What was the last business or personal development book you read (or are reading at the moment)?
I’m currently reading The Chimp Paradox, recommended by my mentor Keren Campbell-Williams and it’s brilliant. I may sound like I am working on commission, but honestly, this book is revelatory. I can highly recommend it, all I can say is that you think you know yourself until you’ve read this book. This book is helping me to remove some anxiety from my life and is allowing me to control my emotions. Since starting this book, I’ll be in situations and feel like I am looking down on myself, analysing how I am handling the situation…I can’t recommend this book highly enough, its certainly changed and helped me a lot.
Do you think it is more important to be liked or respected?

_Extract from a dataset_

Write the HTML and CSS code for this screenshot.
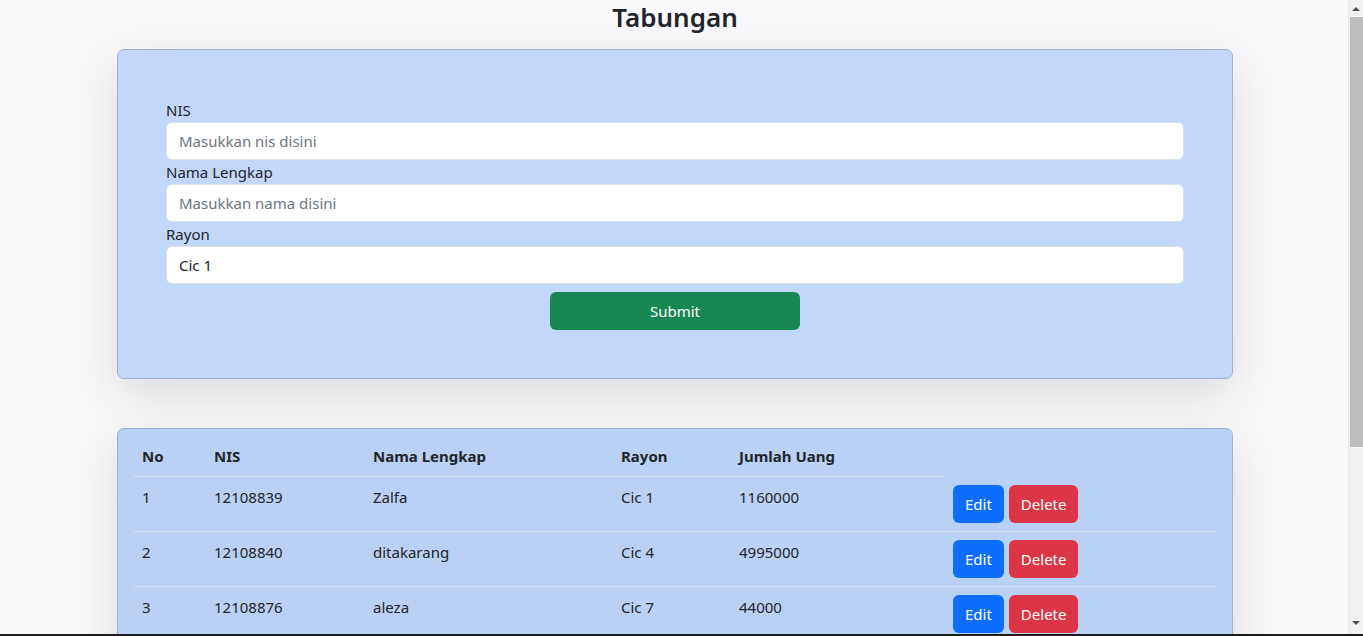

Definitely respected! Obviously the ideal would be the have a balance of both, which is easier said than done. I have only come across one person I’ve worked with who struck this balance. It is something that I strive for every day with my team, but I don’t think I’m quite there yet.
What is your ‘superpower’
My ‘superpower’ is my ability (as a single mum) to juggle all the many demands that having three boys with SEND, a successful career and being a Director / Trustee and member of the board and governing body of RSMST bring, all while not letting the inevitable cracks show or impact on other parts of my life. For many years I have tried very hard to keep all the above in a box and not let people see how challenging my life can be at times, but since joining Grant Thornton and working with some inspiring women, I have seen that you can show your vulnerabilities. We are at the end of the day all human and asking for help is okay.
What’s your motto in life?
‘Non desistas’ – Never give up
“Never give up or be afraid to ask for help”. My dad taught me to never give up, which I’ve never done (albeit, I’ve been close a few times) and if I hadn’t asked for help over the years, me and my boys certainly wouldn’t be in the great place we are today. We are all human, we succeed and we fail, I believe it’s what you do with those situations that is the measure of us. I fail a lot, but I learn, change, adapt and try again. I never give up.